Sunday, May 30, 2010

For Cattle and Love Play

No, it’s not what you are thinking.  “Mood’s a thing for cattle and love play,” is a quote from one of my favorite movies.  Moods maybe for cattle and love play, but they are also for music.  I love music.  I listen to music all day long, I listen while I am working, pausing only for meetings.  I listen when I am out doing yard work, driving in the car, making dinner.  And when I don’t have something playing, I usually have a song or three running through my head.  Every time I walk down a long hallway, I hear the “Imperial March” playing in my head.  Waking up everyday triggers a few minutes of “Ugly in the Morning” to come blasting through from my subconscious.  My Pavlovian response to a text message on my phone (i.e. when I get paged from work) is to whisper “I push my fingers into my eyes…” from ”Duality”.  Hell, even the title of this blog is ripped from a song title.  

I listen to a lot of different types of music, everything from Amadeus to ZZ Top, from “A.D.D.” to “Zzyxz Rd.”  I have about 90 GB of music stored in various places, about 20,000 songs.  That’s a rough guess – attempting to remove duplicates, spoken word tracks and audio books from the total count has proven a much more difficult task than I imagined and I didn’t want to spend the time getting an accurate number before writing this.  I have album versions, demo versions, live versions and even cover versions of the same song.  That has something to do with my condition of needing things a certain way.

I do have my limitations, there is a lot of music that I just can’t listen to, like new”er” country (anything written in the last two decades) and anything played on a Top 40 station or any radio station in my general vicinity (the radio stations around me have really began to suck over the past four or five years).  I will be the first to admit that I have some weird standards for music that I like.  First, and probably most important, if you are singing about bubblegum and rainbows and shiny happy people, I probably won’t be listening to you.  That has a lot to do with how I pick what I want to listen to at any particular moment, or rather, what mood I am in.  I just don’t ever get into a mood where I want to hear how happy someone is.  I don’t trust people that are happy all the time.

My week usually progresses from the slow sedate mood of a Monday morning where I listen to mostly classical or instrumental pieces to the frenetic, anger-driven pace of Fridays when it’s all hardcore, like Hatebreed, Sepulture and Sevendust.  On Tuesdays, when I have robotics, I have the urge to throw on some punk.  There is something about being in the middle of 40 kids that makes me want to hear Black Flag belt out “Room 13” (NOTE: this is not the original, but a cover by Corey Taylor, I couldn’t find a decent sounding version by Black Flag). 

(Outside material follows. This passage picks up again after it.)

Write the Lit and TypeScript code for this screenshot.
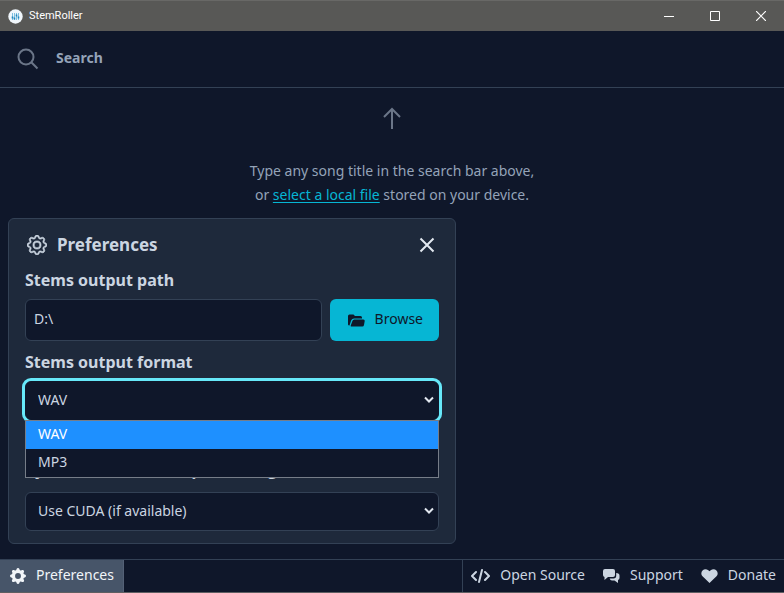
import { LitElement, html, css } from "lit";
import { customElement } from "lit/decorators.js";

const gearOutline = html`<svg viewBox="0 0 16 16" width="20" height="20" fill="currentColor" stroke="currentColor" stroke-width="0.5" aria-hidden="true"><path d="M8 4.754a3.246 3.246 0 1 0 0 6.492 3.246 3.246 0 0 0 0-6.492zM5.754 8a2.246 2.246 0 1 1 4.492 0 2.246 2.246 0 0 1-4.492 0z"/><path d="M9.796 1.343c-.527-1.79-3.065-1.79-3.592 0l-.094.319a.873.873 0 0 1-1.255.52l-.292-.16c-1.64-.892-3.433.902-2.54 2.541l.159.292a.873.873 0 0 1-.52 1.255l-.319.094c-1.79.527-1.79 3.065 0 3.592l.319.094a.873.873 0 0 1 .52 1.255l-.16.292c-.892 1.64.901 3.434 2.541 2.54l.292-.159a.873.873 0 0 1 1.255.52l.094.319c.527 1.79 3.065 1.79 3.592 0l.094-.319a.873.873 0 0 1 1.255-.52l.292.16c1.64.893 3.434-.902 2.54-2.541l-.159-.292a.873.873 0 0 1 .52-1.255l.319-.094c1.79-.527 1.79-3.065 0-3.592l-.319-.094a.873.873 0 0 1-.52-1.255l.16-.292c.893-1.64-.902-3.433-2.541-2.54l-.292.159a.873.873 0 0 1-1.255-.52l-.094-.319zm-2.633.283c.246-.835 1.428-.835 1.674 0l.094.319a1.873 1.873 0 0 0 2.693 1.115l.291-.16c.764-.415 1.6.42 1.184 1.185l-.159.292a1.873 1.873 0 0 0 1.116 2.692l.318.094c.835.246.835 1.428 0 1.674l-.319.094a1.873 1.873 0 0 0-1.115 2.693l.16.291c.415.764-.42 1.6-1.185 1.184l-.291-.159a1.873 1.873 0 0 0-2.693 1.116l-.094.318c-.246.835-1.428.835-1.674 0l-.094-.319a1.873 1.873 0 0 0-2.692-1.115l-.292.16c-.764.415-1.6-.42-1.184-1.185l.159-.291A1.873 1.873 0 0 0 1.945 8.93l-.319-.094c-.835-.246-.835-1.428 0-1.674l.319-.094A1.873 1.873 0 0 0 3.06 4.377l-.16-.292c-.415-.764.42-1.6 1.185-1.184l.292.159a1.873 1.873 0 0 0 2.692-1.115l.094-.319z"/></svg>`;

const gearSolid = html`<svg viewBox="0 0 16 16" width="16" height="16" fill="currentColor" aria-hidden="true"><path d="M9.405 1.05c-.413-1.4-2.397-1.4-2.81 0l-.1.34a1.464 1.464 0 0 1-2.105.872l-.31-.17c-1.283-.698-2.686.705-1.987 1.987l.169.311c.446.82.023 1.841-.872 2.105l-.34.1c-1.4.413-1.4 2.397 0 2.81l.34.1a1.464 1.464 0 0 1 .872 2.105l-.17.31c-.698 1.283.705 2.686 1.987 1.987l.311-.169a1.464 1.464 0 0 1 2.105.872l.1.34c.413 1.4 2.397 1.4 2.81 0l.1-.34a1.464 1.464 0 0 1 2.105-.872l.31.17c1.283.698 2.686-.705 1.987-1.987l-.169-.311a1.464 1.464 0 0 1 .872-2.105l.34-.1c1.4-.413 1.4-2.397 0-2.81l-.34-.1a1.464 1.464 0 0 1-.872-2.105l.17-.31c.698-1.283-.705-2.686-1.987-1.987l-.311.169a1.464 1.464 0 0 1-2.105-.872l-.1-.34zM8 10.93a2.929 2.929 0 1 1 0-5.86 2.929 2.929 0 0 1 0 5.858z"/></svg>`;

@customElement("app-root")
export class AppRoot extends LitElement {
  static styles = css`
    :host {
      display: flex;
      flex-direction: column;
      position: relative;
      box-sizing: border-box;
      min-height: 100vh;
      background: #0f172a;
      color: #cbd5e1;
      font: 14px/24px "Noto Sans", sans-serif;
      border-bottom: 1px solid #5f5f62;
    }
    *, *::before, *::after { box-sizing: border-box; }
    button, input, select { font: inherit; color: inherit; margin: 0; }
    button { border: 0; padding: 0; background: none; cursor: pointer; }
    svg { display: block; flex: none; }
    .titlebar {
      display: flex;
      align-items: center;
      height: 31px;
      padding-left: 8px;
      background: #585856;
      border-top: 1px solid #686866;
      color: #fff;
      font: 11px/16px Roboto, sans-serif;
    }
    .name { margin-left: 6px; flex: 1; }
    .win { width: 46px; height: 30px; display: grid; place-items: center; }
    .search {
      display: flex;
      align-items: center;
      height: 57px;
      padding: 0 17px;
      gap: 17px;
      border-bottom: 1px solid #334155;
      color: #6b7688;
    }
    .search input {
      flex: 1;
      min-width: 0;
      border: 0;
      padding: 0 0 2px;
      outline: 0;
      background: none;
      font-weight: 700;
    }
    .search input::placeholder { color: #94a3b8; opacity: 1; }
    .body { flex: 1; }
    .hint {
      display: flex;
      flex-direction: column;
      align-items: center;
      padding-top: 18px;
      gap: 29px;
      text-align: center;
      color: #94a3b8;
    }
    .hint p { margin: 0; }
    .hint svg { color: #6b7688; }
    .hint a { color: #06b6d4; text-decoration: underline; text-underline-offset: 2px; }
    .panel {
      position: absolute;
      left: 8px;
      bottom: 48px;
      width: 448px;
      max-width: calc(100% - 16px);
      padding: 8px 16px 12px;
      border: 1px solid #334155;
      border-radius: 6px;
      background: #1e293b;
    }
    .head { display: flex; align-items: center; gap: 10px; height: 36px; padding: 0 4px 0 2px; }
    .head h2 { margin: 0; flex: 1; font-size: 17px; line-height: 24px; }
    .label { display: block; font-weight: 700; font-size: 16px; line-height: 24px; margin: 5px 0 7px; }
    .label.spaced { margin: 37px 0 11px; }
    .row { display: flex; gap: 8px; margin-bottom: 9px; }
    .path {
      flex: 1;
      min-width: 0;
      height: 42px;
      padding: 0 8px 4px;
      border: 1px solid #334155;
      border-radius: 6px;
      background: #0f172a;
    }
    .browse {
      display: flex;
      align-items: center;
      gap: 10px;
      height: 42px;
      padding: 0 16px 0 18px;
      border-radius: 6px;
      background: #06b6d4;
      color: #0f172a;
    }
    .browse span, .foot span { padding-bottom: 2px; }
    .field { position: relative; }
    .field select {
      display: block;
      appearance: none;
      width: 100%;
      height: 39px;
      padding: 0 32px 2px 12px;
      border: 1px solid #334155;
      border-radius: 6px;
      background: #0f172a;
      outline: 0;
    }
    .field select.open { box-shadow: 0 0 0 3px #67e8f9; border-color: #0f172a; }
    .chev { position: absolute; right: 5px; top: 15px; pointer-events: none; }
    .menu {
      position: absolute;
      z-index: 1;
      left: 0;
      right: 0;
      top: 39px;
      margin: 0;
      padding: 0;
      list-style: none;
      border: 1px solid #767d88;
      background: #0f172a;
    }
    .menu li { padding: 0 12px 2px; line-height: 26px; }
    .menu .on { background: #1e90ff; color: #fff; }
    .foot {
      display: flex;
      height: 33px;
      border-top: 1px solid #334155;
    }
    .tab { display: flex; align-items: center; gap: 10px; padding: 0 9px 0 10px; background: #475569; border-right: 1px solid #546176; color: #f1f5f9; }
    .links { display: flex; align-items: center; gap: 18px; margin-left: auto; padding: 0 8px; border-left: 1px solid #334155; }
    .links a { display: flex; align-items: center; gap: 10px; color: inherit; text-decoration: none; }
  `;

  private chevron() {
    return html`<svg class="chev" width="10" height="8" viewBox="0 0 10 8" fill="none" stroke="#e2e8f0" stroke-width="2" aria-hidden="true"><path d="M1 1.5L5 5.5L9 1.5"/></svg>`;
  }

  render() {
    return html`
      <header class="titlebar">
        <svg width="15" height="15" viewBox="0 0 15 15" aria-hidden="true">
          <circle cx="7.5" cy="7.5" r="7.2" fill="#f0f6fb"/>
          <path d="M4.5 4v7M6.5 4v7M8.5 4v7M10.5 4v7" stroke="#7dbfe0" stroke-width="1"/>
          <path d="M3.7 8.5h1.6M5.7 9.5h1.6M7.7 6.5h1.6M9.7 8.5h1.6" stroke="#1f86bd" stroke-width="2"/>
        </svg>
        <span class="name">StemRoller</span>
        <button class="win" aria-label="Minimize"><svg width="10" height="10" stroke="#fff"><path d="M0 5.5h10"/></svg></button>
        <button class="win" aria-label="Maximize"><svg width="10" height="10" fill="none" stroke="#fff"><path d="M.5.5h9v9h-9z"/></svg></button>
        <button class="win" aria-label="Close"><svg width="10" height="10" stroke="#fff" stroke-width="1.2"><path d="M0 0l10 10M10 0L0 10"/></svg></button>
      </header>
      <div class="search">
        <svg width="22" height="22" viewBox="0 0 22 22" fill="none" stroke="currentColor" stroke-width="2" aria-hidden="true"><circle cx="9" cy="9" r="7.5"/><path d="M14.3 14.3L20.5 20.5"/></svg>
        <input type="text" placeholder="Search" aria-label="Search" />
      </div>
      <main class="body">
        <div class="hint">
          <svg width="24" height="24" viewBox="0 0 24 24" fill="none" stroke="currentColor" stroke-width="2" aria-hidden="true"><path d="M12 23V3M4 11l8-8 8 8"/></svg>
          <p>Type any song title in the search bar above,<br />or <a href="#">select a local file</a> stored on your device.</p>
        </div>
      </main>
      <section class="panel" aria-label="Preferences">
        <div class="head">
          ${gearOutline}
          <h2>Preferences</h2>
          <button aria-label="Close preferences"><svg width="16" height="16" fill="none" stroke="#e2e8f0" stroke-width="2"><path d="M1.5 1.5l13 13M14.5 1.5L1.5 14.5"/></svg></button>
        </div>
        <label class="label" for="path">Stems output path</label>
        <div class="row">
          <input class="path" id="path" type="text" value="D:\\" />
          <button class="browse">
            <svg width="17" height="14" viewBox="0 0 17 14" fill="currentColor" aria-hidden="true"><path d="M0 11.5V3Q0 1.5 1.5 1.5H5.5l1.5 1.5h5.5Q14 3 14 4.5V5.5H6Q4 5.5 3.2 7.3L1.5 12.5Q0 12.5 0 11.5z"/><path d="M2.6 13L4.4 8Q4.9 6.5 6.3 6.5H15.3Q17 6.5 16.7 8L16 12Q15.7 13.5 14.3 13.5H3Z"/></svg>
            <span>Browse</span>
          </button>
        </div>
        <label class="label" for="format">Stems output format</label>
        <div class="field">
          <select class="open" id="format"><option selected>WAV</option><option>MP3</option></select>
          ${this.chevron()}
          <ul class="menu"><li class="on">WAV</li><li>MP3</li></ul>
        </div>
        <label class="label spaced" for="backend">PyTorch backend for processing</label>
        <div class="field">
          <select id="backend"><option>Use CUDA (if available)</option></select>
          ${this.chevron()}
        </div>
      </section>
      <footer class="foot">
        <button class="tab">${gearSolid}<span>Preferences</span></button>
        <nav class="links">
          <a href="#"><svg width="19" height="16" viewBox="0 0 19 16" fill="none" stroke="currentColor" stroke-width="2" stroke-linecap="round" stroke-linejoin="round" aria-hidden="true"><path d="M5 4L1 8l4 4M14 4l4 4-4 4M11 2L8 14"/></svg><span>Open Source</span></a>
          <a href="#"><svg width="17" height="16" viewBox="0 0 17 16" fill="currentColor" aria-hidden="true"><path d="M2 1h8q2 0 2 2v4q0 2-2 2H5l-3.5 3V9Q0 8.5 0 7V3q0-2 2-2z"/><path d="M13.2 5Q16.5 5 16.5 7.5v2.5q0 1.6-1.5 2v3L11.5 12.5H9q-1.8 0-2.4-2H10.5q2.7 0 2.7-2.7z"/></svg><span>Support</span></a>
          <a href="#"><svg width="17" height="16" viewBox="0 0 17 16" fill="currentColor" aria-hidden="true"><path d="M8.5 15L1.5 8.3C-2 4.5 3-1 7.3 2.2L8.5 3.3l1.2-1.1C14-1 19 4.5 15.5 8.3z"/></svg><span>Donate</span></a>
        </nav>
      </footer>
    `;
  }
}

Things slow down a bit again Wednesdays and I reach for some classic rock, and by classic I mean stuff from the 60s and 70s.  Thursdays pick up the pace again, and the genre du jour is a mix of the more modern rock with a heavy metal edge, with the blurring fingers of Hammett, Mustaine, Ian and the ilk.  Saturdays mean working out in the yard, so I need something LOUD to overcome the rumble of the various small engines of lawn equipment.  This brings a weird mix of hardcore metal and rap, because there are few things cooler than riding a lawn mower while pimpin’ some Chuck D and Pubic Enemy or killing weeds with Slayer’s “Chemical Warfare” as the soundtrack.

Sometimes the weather or the season gets me in a mood.  Late spring and early summer makes me want to dust off the Zeppelin (by “dust off” I mean, go to Artists, Led Zeppelin and hit play on my iPod).  This past week and for the next few weeks, that is all I will want to listen to.  There must be something in the air (other than pollen) that makes me need Zeppelin playing around the clock.  And it only gets better when I hear one of my boys humming along.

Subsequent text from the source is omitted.